Usually no. Pavers need a compacted aggregate base with controlled drainage. Over concrete, the system will move differently, and unevenness can “print through.” Over old pavers, you also risk carrying debris and creating unstable spots, so the safer approach is remove to the subgrade and rebuild the base to target elevations.
How do I know if my uneven ground is soft enough that I need to excavate deeper or use geotextile?
Do the heel press test in several spots, then also observe subsurface clues like water staying pooled after rain (soft subgrade) and clay that stays plastic when damp. If the soil compresses more than about an inch or two under the plate compactor, plan extra excavation plus additional compacted base, and on clay or silty soils use geotextile across the whole excavated area.
What is the maximum amount of height correction I should try to make with sand?
Keep it small. The practical limit is about 3/8 inch for adjusting pavers during setting. Anything larger than that typically means the base is off, so you should remove and correct the aggregate base instead of relying on thicker bedding sand.
Why does polymeric jointing sand sometimes fail on sloped or uneven patios even when the paver base is good?
Most failures come from joints not being fully filled or sand being washed out before it hydrates properly. After sweeping, misting, and activation, avoid walking on the patio while it cures, and protect it from rain during the activation window. Also confirm you cleared joint voids during sweeping, not just on the surface.
How long should I wait to use the patio after installing polymeric sand and watering it?
Follow the manufacturer’s cure window, but as a rule of thumb, wait until the polymeric sand has fully set and joints are hard before placing heavy loads. If you must walk on it, keep traffic light and avoid shifting pavers, because movement before curing can loosen the joint fill.
What tools make leveling on uneven ground much easier, beyond the basic ones?
A laser level or rotating line laser helps you quickly confirm the slope direction and catch cross-slope issues.

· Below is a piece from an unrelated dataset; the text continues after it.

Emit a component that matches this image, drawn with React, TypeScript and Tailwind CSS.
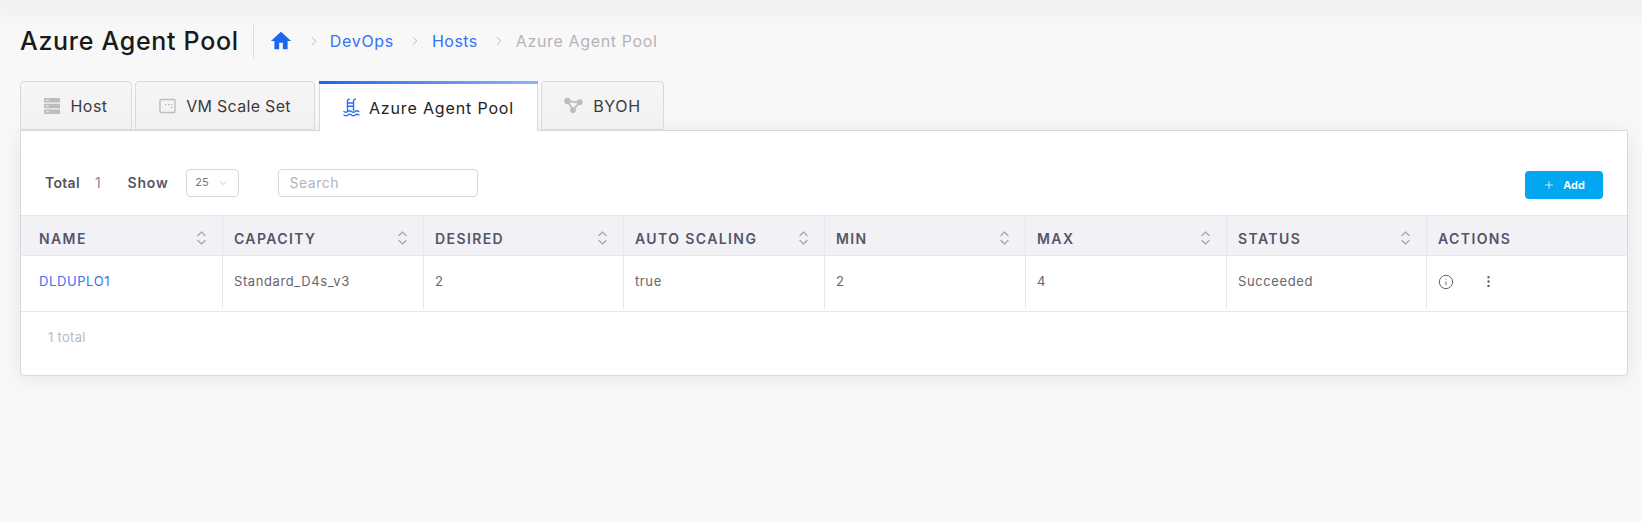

A straightedge (long screed board) used across multiple pavers makes it easier to spot rocking or small elevation differences before you continue laying.
How should I handle uneven perimeters where the edge restraint line doesn’t stay straight?

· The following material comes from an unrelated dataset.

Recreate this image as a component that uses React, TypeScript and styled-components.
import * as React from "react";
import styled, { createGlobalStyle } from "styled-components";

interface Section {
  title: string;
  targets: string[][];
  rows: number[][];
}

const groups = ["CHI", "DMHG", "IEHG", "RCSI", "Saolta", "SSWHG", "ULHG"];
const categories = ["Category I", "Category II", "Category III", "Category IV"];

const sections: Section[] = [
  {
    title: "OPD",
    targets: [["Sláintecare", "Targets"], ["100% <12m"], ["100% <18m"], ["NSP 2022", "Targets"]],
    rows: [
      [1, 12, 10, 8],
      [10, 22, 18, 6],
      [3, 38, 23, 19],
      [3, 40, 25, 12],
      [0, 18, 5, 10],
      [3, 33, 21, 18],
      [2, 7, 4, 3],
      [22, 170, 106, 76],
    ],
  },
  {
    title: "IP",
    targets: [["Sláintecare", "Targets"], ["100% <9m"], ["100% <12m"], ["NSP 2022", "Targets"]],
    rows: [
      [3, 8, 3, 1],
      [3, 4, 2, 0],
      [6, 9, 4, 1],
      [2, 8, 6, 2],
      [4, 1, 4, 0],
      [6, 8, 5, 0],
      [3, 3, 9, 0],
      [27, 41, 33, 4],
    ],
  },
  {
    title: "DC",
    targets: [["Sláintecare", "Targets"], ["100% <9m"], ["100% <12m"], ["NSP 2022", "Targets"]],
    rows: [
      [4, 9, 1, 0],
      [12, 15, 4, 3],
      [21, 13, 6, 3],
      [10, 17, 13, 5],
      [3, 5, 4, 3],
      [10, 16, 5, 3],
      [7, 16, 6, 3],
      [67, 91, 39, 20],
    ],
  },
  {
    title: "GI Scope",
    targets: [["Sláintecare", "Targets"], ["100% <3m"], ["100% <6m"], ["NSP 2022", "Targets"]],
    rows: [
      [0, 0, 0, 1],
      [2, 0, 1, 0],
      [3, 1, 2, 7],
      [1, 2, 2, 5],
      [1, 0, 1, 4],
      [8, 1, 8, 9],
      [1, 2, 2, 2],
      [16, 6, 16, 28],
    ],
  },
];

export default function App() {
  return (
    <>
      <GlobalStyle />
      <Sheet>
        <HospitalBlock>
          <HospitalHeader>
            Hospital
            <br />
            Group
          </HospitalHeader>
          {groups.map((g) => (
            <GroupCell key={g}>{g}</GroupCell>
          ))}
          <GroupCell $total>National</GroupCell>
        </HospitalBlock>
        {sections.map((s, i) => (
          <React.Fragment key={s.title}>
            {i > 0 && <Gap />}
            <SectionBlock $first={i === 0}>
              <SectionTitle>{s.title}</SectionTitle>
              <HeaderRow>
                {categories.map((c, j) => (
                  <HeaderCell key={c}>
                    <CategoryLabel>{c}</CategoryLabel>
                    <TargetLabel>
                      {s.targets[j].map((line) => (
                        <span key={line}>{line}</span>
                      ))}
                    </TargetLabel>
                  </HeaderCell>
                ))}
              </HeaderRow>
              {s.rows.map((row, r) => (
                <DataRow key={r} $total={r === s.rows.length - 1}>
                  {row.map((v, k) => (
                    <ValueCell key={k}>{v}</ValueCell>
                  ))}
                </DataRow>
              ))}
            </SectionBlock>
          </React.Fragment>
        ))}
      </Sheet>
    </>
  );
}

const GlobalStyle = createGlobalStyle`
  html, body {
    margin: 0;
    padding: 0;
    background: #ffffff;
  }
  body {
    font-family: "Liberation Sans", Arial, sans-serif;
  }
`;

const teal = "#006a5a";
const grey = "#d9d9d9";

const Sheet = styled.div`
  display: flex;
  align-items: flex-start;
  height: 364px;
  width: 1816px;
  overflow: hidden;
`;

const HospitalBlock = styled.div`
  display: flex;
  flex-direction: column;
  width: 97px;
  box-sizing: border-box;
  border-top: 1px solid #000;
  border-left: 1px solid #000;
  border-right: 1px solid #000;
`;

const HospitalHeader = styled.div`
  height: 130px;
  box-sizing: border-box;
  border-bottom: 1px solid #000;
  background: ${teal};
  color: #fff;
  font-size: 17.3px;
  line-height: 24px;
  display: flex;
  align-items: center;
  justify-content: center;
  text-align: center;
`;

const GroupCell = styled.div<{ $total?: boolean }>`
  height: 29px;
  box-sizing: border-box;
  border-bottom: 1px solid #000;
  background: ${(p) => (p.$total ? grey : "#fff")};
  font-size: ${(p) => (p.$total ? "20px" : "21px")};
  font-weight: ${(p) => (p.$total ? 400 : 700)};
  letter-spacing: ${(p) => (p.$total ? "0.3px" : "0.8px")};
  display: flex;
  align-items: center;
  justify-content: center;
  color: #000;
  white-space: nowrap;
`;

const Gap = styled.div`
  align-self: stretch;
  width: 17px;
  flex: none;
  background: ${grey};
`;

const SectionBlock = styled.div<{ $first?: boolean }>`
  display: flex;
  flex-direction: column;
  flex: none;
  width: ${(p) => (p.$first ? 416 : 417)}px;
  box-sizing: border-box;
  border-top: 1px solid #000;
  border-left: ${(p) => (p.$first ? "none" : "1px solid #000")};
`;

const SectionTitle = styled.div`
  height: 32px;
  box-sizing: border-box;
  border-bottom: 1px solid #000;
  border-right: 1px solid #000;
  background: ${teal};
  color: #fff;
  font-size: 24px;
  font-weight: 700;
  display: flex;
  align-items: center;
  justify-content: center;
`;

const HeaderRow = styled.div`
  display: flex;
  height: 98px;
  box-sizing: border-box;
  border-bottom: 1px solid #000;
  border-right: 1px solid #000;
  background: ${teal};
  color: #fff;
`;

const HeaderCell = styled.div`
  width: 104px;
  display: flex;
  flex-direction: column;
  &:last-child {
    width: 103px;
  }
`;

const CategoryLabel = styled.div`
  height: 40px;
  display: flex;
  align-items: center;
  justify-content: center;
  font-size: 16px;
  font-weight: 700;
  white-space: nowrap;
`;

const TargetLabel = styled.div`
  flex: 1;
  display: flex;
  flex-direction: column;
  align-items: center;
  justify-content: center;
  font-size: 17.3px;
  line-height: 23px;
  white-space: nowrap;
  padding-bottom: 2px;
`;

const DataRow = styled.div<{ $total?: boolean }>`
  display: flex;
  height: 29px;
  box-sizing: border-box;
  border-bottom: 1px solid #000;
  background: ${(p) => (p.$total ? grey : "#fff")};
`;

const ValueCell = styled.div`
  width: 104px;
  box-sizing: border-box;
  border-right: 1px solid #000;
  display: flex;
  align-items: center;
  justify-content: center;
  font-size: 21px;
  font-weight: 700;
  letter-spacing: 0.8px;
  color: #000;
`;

Snap a new restraint line that matches your designed pitch, then notch or cut each restraint section to fit grade changes. Measure each segment individually and keep restraint spiked into firm base at regular intervals. If the edge follows the wrong elevation, the paver field will twist as you progress.

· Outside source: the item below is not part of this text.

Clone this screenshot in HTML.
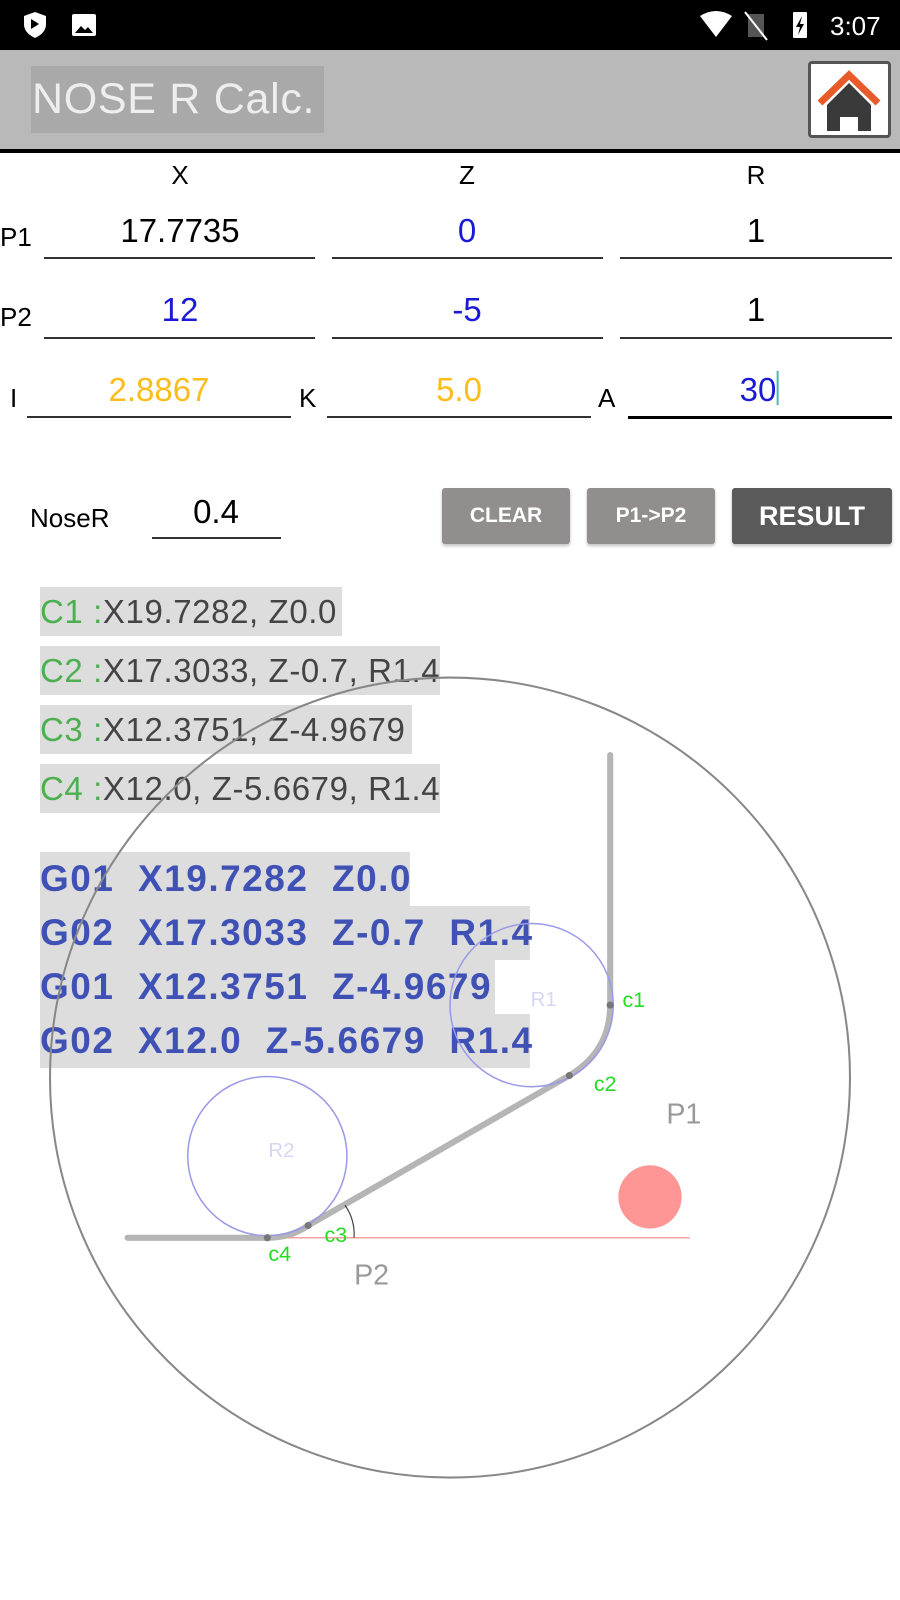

Do I need to compact the bedding sand layer, and should I tamp it?
Do not plate compact the sand layer. Screed it to a uniform 1-inch thickness, then place pavers and seat them with light tapping. The compaction should be done with the plate compactor over the finished paver surface using a compaction pad to avoid disturbing the sand bed.
Should I seal a patio with polymeric joint sand, and what’s the risk if I seal too early?
You can, but wait. Sealing before polymeric sand fully cures can interfere with the joint sand’s hardening process and trap moisture in ways that increase staining or haze. Plan on waiting at least 60 to 90 days, especially in humid or freeze-thaw climates.
What’s the most common DIY mistake that causes pavers to shift on uneven ground?
Skipping or under-compacting the aggregate base. Hand tamping does not reliably achieve the density needed for long-term stability. If you feel the base compress under a foot or can press a screwdriver into it by hand after leveling and base compaction, it needs more compaction or localized base correction.
How often should I check and top off polymeric sand if the patio is settling slightly?
Inspect joints after heavy seasons, then re-sweep and top off as needed every year or two. Early top-off is faster than waiting until pavers start rocking, because once joints empty out significantly, movement tends to work from the edges inward.